The mistrust has been present since the Bolshevik Revolution in 1917 which saw a drift in ideology instantly result in the deterioration of relations between the two powers. Furthermore the secrecy surrounding the atomic bomb highlights the mistrust between the powers even though they were previously in alliance. The ideology of a nation very much shapes its actions hence the opposite ideologies of America and Soviet Union make both powers very weary of each other as potential threats. Hence to a large extent, the Cold War was a result of conflicting ideologies. While the role of ideology is very prominent in relation to the origins of the Cold War; the role of conflicting interests cannot be ignored either. The two superpowers were united with a common interest of defeating Germany. Hence the renewal of tensions and suspicions came as there was no longer a common cause to unite them. To a large extent the Cold War was a result of conflicting ideologies, however, conflicting interests added fuel to the mistrust and suspicions intensifying the rivalry between the two superpowers.

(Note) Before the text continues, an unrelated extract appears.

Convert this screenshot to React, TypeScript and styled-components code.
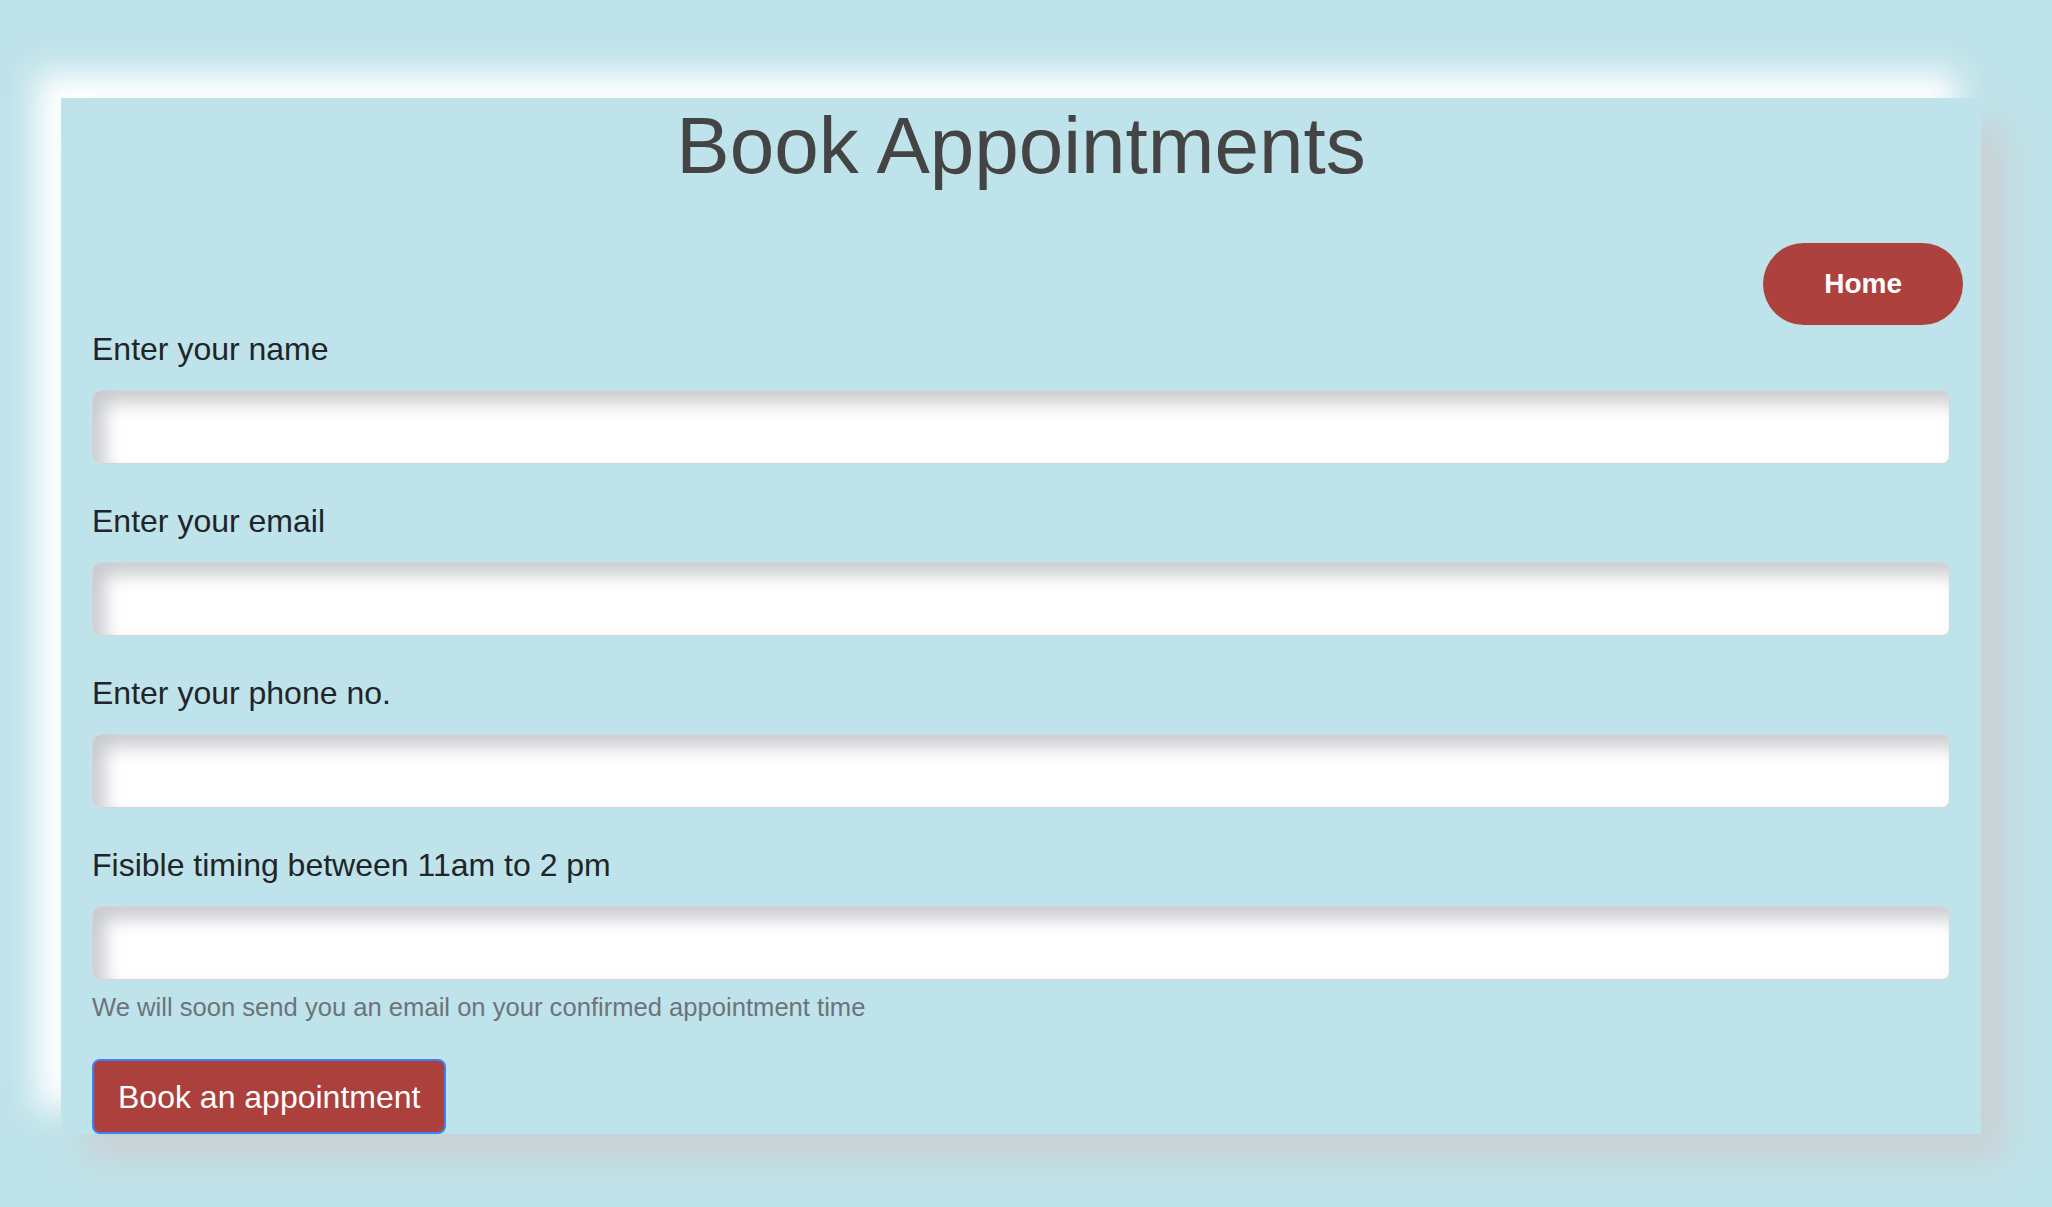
import React from "react";
import styled, { createGlobalStyle } from "styled-components";

const GlobalStyle = createGlobalStyle`
  html, body {
    margin: 0;
    padding: 0;
    background: #bfe3ea;
    font-family: "Liberation Sans", Arial, Helvetica, sans-serif;
  }
  * { box-sizing: border-box; }
`;

const Page = styled.div`
  width: 2052px;
  min-height: 1207px;
  padding: 98px 71px 73px 61px;
  background: #bfe3ea;
`;

const Card = styled.main`
  display: flex;
  flex-direction: column;
  background: #bfe3ea;
  box-shadow: 25px 25px 30px #c9d1d5, -25px -25px 30px #ffffff;
`;

const Title = styled.h1`
  margin: 0;
  font-size: 80px;
  line-height: 96px;
  font-weight: 400;
  color: #444444;
  text-align: center;
`;

const NavRow = styled.nav`
  display: flex;
  justify-content: flex-end;
  margin-top: 49px;
  padding-right: 18px;
`;

const HomeButton = styled.button`
  height: 82px;
  padding: 0 61px;
  border: none;
  border-radius: 41px;
  background: #ad413d;
  color: #ffffff;
  font-family: "Liberation Sans", Arial, sans-serif;
  font-size: 28px;
  font-weight: 700;
  line-height: 32px;
  cursor: pointer;
`;

const Form = styled.form`
  display: flex;
  flex-direction: column;
  padding: 0 31px;
`;

const Field = styled.div<{ $last?: boolean }>`
  display: flex;
  flex-direction: column;
  margin-bottom: ${(p) => (p.$last ? "0" : "33px")};
`;

const Label = styled.label`
  display: block;
  font-size: 32px;
  line-height: 48px;
  color: #212529;
  margin-bottom: 17px;
`;

const Input = styled.input`
  height: 74px;
  width: 100%;
  border: 1px solid #d3d5d8;
  border-radius: 8px;
  background: #ffffff;
  box-shadow: inset 12px 12px 18px #c9cbcf;
  outline: none;
  padding: 0 20px;
  font-size: 28px;
  font-family: "Liberation Sans", Arial, sans-serif;
`;

const Hint = styled.div`
  margin-top: 9px;
  font-size: 25.6px;
  line-height: 36px;
  color: #6c737a;
`;

const SubmitButton = styled.button`
  align-self: flex-start;
  margin-top: 34px;
  height: 75px;
  padding: 0 24px;
  border: 2px solid #3b82f6;
  border-radius: 8px;
  background: #ab403c;
  color: #ffffff;
  font-family: "Liberation Sans", Arial, sans-serif;
  font-size: 32px;
  line-height: 40px;
  cursor: pointer;
`;

const fields = [
  { id: "name", label: "Enter your name", type: "text" },
  { id: "email", label: "Enter your email", type: "email" },
  { id: "phone", label: "Enter your phone no.", type: "tel" },
  { id: "timing", label: "Fisible timing between 11am to 2 pm", type: "text" },
];

export default function App() {
  return (
    <>
      <GlobalStyle />
      <Page>
        <Card>
          <Title>Book Appointments</Title>
          <NavRow>
            <HomeButton type="button">Home</HomeButton>
          </NavRow>
          <Form onSubmit={(e) => e.preventDefault()}>
            {fields.map((f, i) => (
              <Field key={f.id} $last={i === fields.length - 1}>
                <Label htmlFor={f.id}>{f.label}</Label>
                <Input id={f.id} type={f.type} />
              </Field>
            ))}
            <Hint>We will soon send you an email on your confirmed appointment time</Hint>
            <SubmitButton type="submit">Book an appointment</SubmitButton>
          </Form>
        </Card>
      </Page>
    </>
  );
}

Gaddis, J. L. (1972). The United States and Origins of the Cold War 1941-1947. New York City: Columbia University Press. Rogers, K., & Thomas, J. (2008). History The Cold War. New Jersey: Pearson Education Unlimited.

Zhukov G. K. (1971), The memoirs of Marshal Zhukov. New York: Delacorte Press

Tarsis, V. (1970). Russia and the Russians. London: Macdonald & Co.

Foglesong, D.S. (1995). America’s Secret War Against Bolshevism. Carolina:
The University of North Carolina.

Potsdam Conference. (2013). Retrieved 9 12, 2013, from Encyclopaedia Britannica:

BERNSTEIN, B. J. (1995). Understanding the Atomic Bomb and the Japanese Surrender: Missed Opportunities, Little-Know Near Disasters, and Modern Memory. Diplomatic History, 227-223.